Problem to work on: Set down the full listing exactly as given. Any pictures are to be left out.

Data lines:

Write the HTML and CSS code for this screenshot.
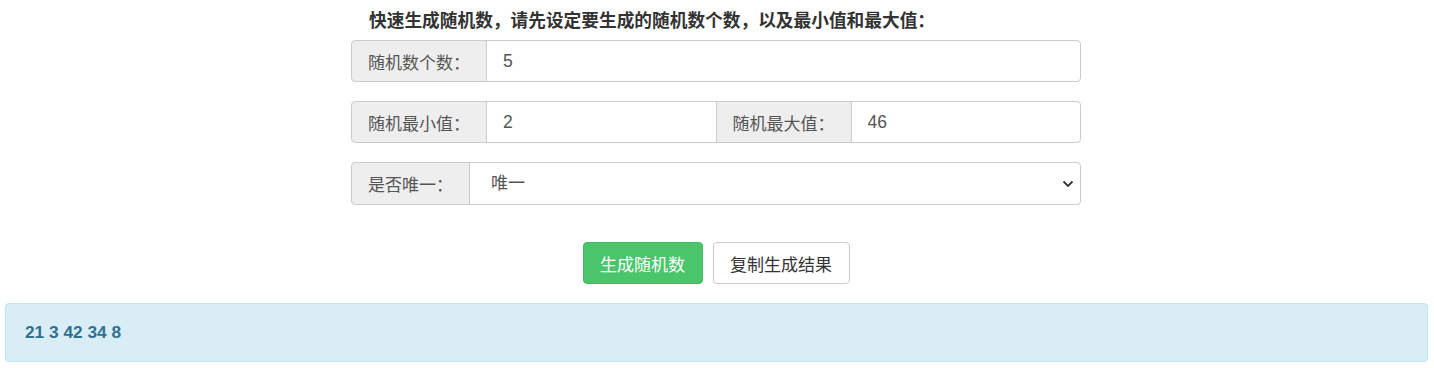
FILE: index.html
```html
<!DOCTYPE html>
<html lang="zh-CN">
<head>
    <meta charset="UTF-8">
    <meta name="viewport" content="width=device-width, initial-scale=1.0">
    <title>随机数生成器</title>
    <link rel="stylesheet" href="styles.css">
</head>
<body>
    <div class="container">
        <h3 class="intro">快速生成随机数，请先设定要生成的随机数个数，以及最小值和最大值：</h3>

        <div class="input-group">
            <span class="addon">随机数个数：</span>
            <input type="text" class="field" value="5">
        </div>

        <div class="input-group">
            <span class="addon">随机最小值：</span>
            <input type="text" class="field" value="2">
            <span class="addon">随机最大值：</span>
            <input type="text" class="field" value="46">
        </div>

        <div class="input-group select-group">
            <span class="addon">是否唯一：</span>
            <select class="field">
                <option value="1">唯一</option>
                <option value="0">不唯一</option>
            </select>
            <svg class="chevron" width="12" height="8" viewBox="0 0 12 8">
                <path d="M1.5 1.5 L6 6 L10.5 1.5" fill="none" stroke="#333" stroke-width="1.8"/>
            </svg>
        </div>

        <div class="actions">
            <button class="btn btn-green">生成随机数</button>
            <button class="btn btn-default">复制生成结果</button>
        </div>
    </div>

    <div class="alert">21 3 42 34 8</div>
</body>
</html>
```

FILE: styles.css
```css
body {
    font-family: "Liberation Sans", Arial, "Noto Sans CJK SC", sans-serif;
    margin: 0;
    padding: 0;
    background-color: #fff;
    color: #333;
}
.container {
    width: 730px;
    margin: 0 auto;
    padding: 8px 2px 0 0;
}
.intro {
    margin: 0 0 6px 18px;
    font-size: 17.7px;
    line-height: 26px;
    font-weight: bold;
    color: #333;
}
.input-group {
    display: flex;
    height: 42px;
    margin-bottom: 19px;
    position: relative;
}
.addon {
    display: flex;
    align-items: center;
    padding: 0 16px;
    font-size: 17px;
    color: #555;
    background-color: #eee;
    border: 1px solid #ccc;
    white-space: nowrap;
}
.input-group > .addon:first-child {
    border-radius: 4px 0 0 4px;
}
.input-group > * + * {
    margin-left: -1px;
}
.field {
    flex: 1;
    min-width: 0;
    box-sizing: border-box;
    height: 100%;
    padding: 0 16px;
    font-family: inherit;
    font-size: 17.5px;
    color: #555;
    background: #fff;
    border: 1px solid #ccc;
    outline: none;
}
.input-group > .field:last-of-type {
    border-radius: 0 4px 4px 0;
}
.select-group {
    height: 43px;
}
.select-group select {
    appearance: none;
    -webkit-appearance: none;
    padding-left: 21px;
    font-size: 17px;
}
.chevron {
    position: absolute;
    right: 7px;
    top: 18px;
}
.actions {
    display: flex;
    justify-content: center;
    gap: 10px;
    margin-top: 37px;
    margin-bottom: 19px;
}
.btn {
    height: 42px;
    padding: 0 16.5px;
    font-family: inherit;
    font-size: 17px;
    border-radius: 4px;
    border: 1px solid transparent;
    cursor: pointer;
}
.btn-green {
    color: #fff;
    background-color: #4bc56b;
    border-color: #44bb63;
}
.btn-default {
    color: #333;
    background-color: #fff;
    border-color: #ccc;
}
.alert {
    margin: 0 6px 0 5px;
    height: 59px;
    box-sizing: border-box;
    display: flex;
    align-items: center;
    padding: 0 19px;
    font-size: 17.3px;
    font-weight: bold;
    color: #31708f;
    background-color: #d9edf7;
    border: 1px solid #bce8f1;
    border-radius: 4px;
}
```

Exercise solution:
Write the HTML and CSS code for this screenshot.
FILE: index.html
```html
<!DOCTYPE html>
<html lang="zh-CN">
<head>
    <meta charset="UTF-8">
    <meta name="viewport" content="width=device-width, initial-scale=1.0">
    <title>随机数生成器</title>
    <link rel="stylesheet" href="styles.css">
</head>
<body>
    <div class="container">
        <h3 class="intro">快速生成随机数，请先设定要生成的随机数个数，以及最小值和最大值：</h3>

        <div class="input-group">
            <span class="addon">随机数个数：</span>
            <input type="text" class="field" value="5">
        </div>

        <div class="input-group">
            <span class="addon">随机最小值：</span>
            <input type="text" class="field" value="2">
            <span class="addon">随机最大值：</span>
            <input type="text" class="field" value="46">
        </div>

        <div class="input-group select-group">
            <span class="addon">是否唯一：</span>
            <select class="field">
                <option value="1">唯一</option>
                <option value="0">不唯一</option>
            </select>
            <svg class="chevron" width="12" height="8" viewBox="0 0 12 8">
                <path d="M1.5 1.5 L6 6 L10.5 1.5" fill="none" stroke="#333" stroke-width="1.8"/>
            </svg>
        </div>

        <div class="actions">
            <button class="btn btn-green">生成随机数</button>
            <button class="btn btn-default">复制生成结果</button>
        </div>
    </div>

    <div class="alert">21 3 42 34 8</div>
</body>
</html>
```

FILE: styles.css
```css
body {
    font-family: "Liberation Sans", Arial, "Noto Sans CJK SC", sans-serif;
    margin: 0;
    padding: 0;
    background-color: #fff;
    color: #333;
}
.container {
    width: 730px;
    margin: 0 auto;
    padding: 8px 2px 0 0;
}
.intro {
    margin: 0 0 6px 18px;
    font-size: 17.7px;
    line-height: 26px;
    font-weight: bold;
    color: #333;
}
.input-group {
    display: flex;
    height: 42px;
    margin-bottom: 19px;
    position: relative;
}
.addon {
    display: flex;
    align-items: center;
    padding: 0 16px;
    font-size: 17px;
    color: #555;
    background-color: #eee;
    border: 1px solid #ccc;
    white-space: nowrap;
}
.input-group > .addon:first-child {
    border-radius: 4px 0 0 4px;
}
.input-group > * + * {
    margin-left: -1px;
}
.field {
    flex: 1;
    min-width: 0;
    box-sizing: border-box;
    height: 100%;
    padding: 0 16px;
    font-family: inherit;
    font-size: 17.5px;
    color: #555;
    background: #fff;
    border: 1px solid #ccc;
    outline: none;
}
.input-group > .field:last-of-type {
    border-radius: 0 4px 4px 0;
}
.select-group {
    height: 43px;
}
.select-group select {
    appearance: none;
    -webkit-appearance: none;
    padding-left: 21px;
    font-size: 17px;
}
.chevron {
    position: absolute;
    right: 7px;
    top: 18px;
}
.actions {
    display: flex;
    justify-content: center;
    gap: 10px;
    margin-top: 37px;
    margin-bottom: 19px;
}
.btn {
    height: 42px;
    padding: 0 16.5px;
    font-family: inherit;
    font-size: 17px;
    border-radius: 4px;
    border: 1px solid transparent;
    cursor: pointer;
}
.btn-green {
    color: #fff;
    background-color: #4bc56b;
    border-color: #44bb63;
}
.btn-default {
    color: #333;
    background-color: #fff;
    border-color: #ccc;
}
.alert {
    margin: 0 6px 0 5px;
    height: 59px;
    box-sizing: border-box;
    display: flex;
    align-items: center;
    padding: 0 19px;
    font-size: 17.3px;
    font-weight: bold;
    color: #31708f;
    background-color: #d9edf7;
    border: 1px solid #bce8f1;
    border-radius: 4px;
}
```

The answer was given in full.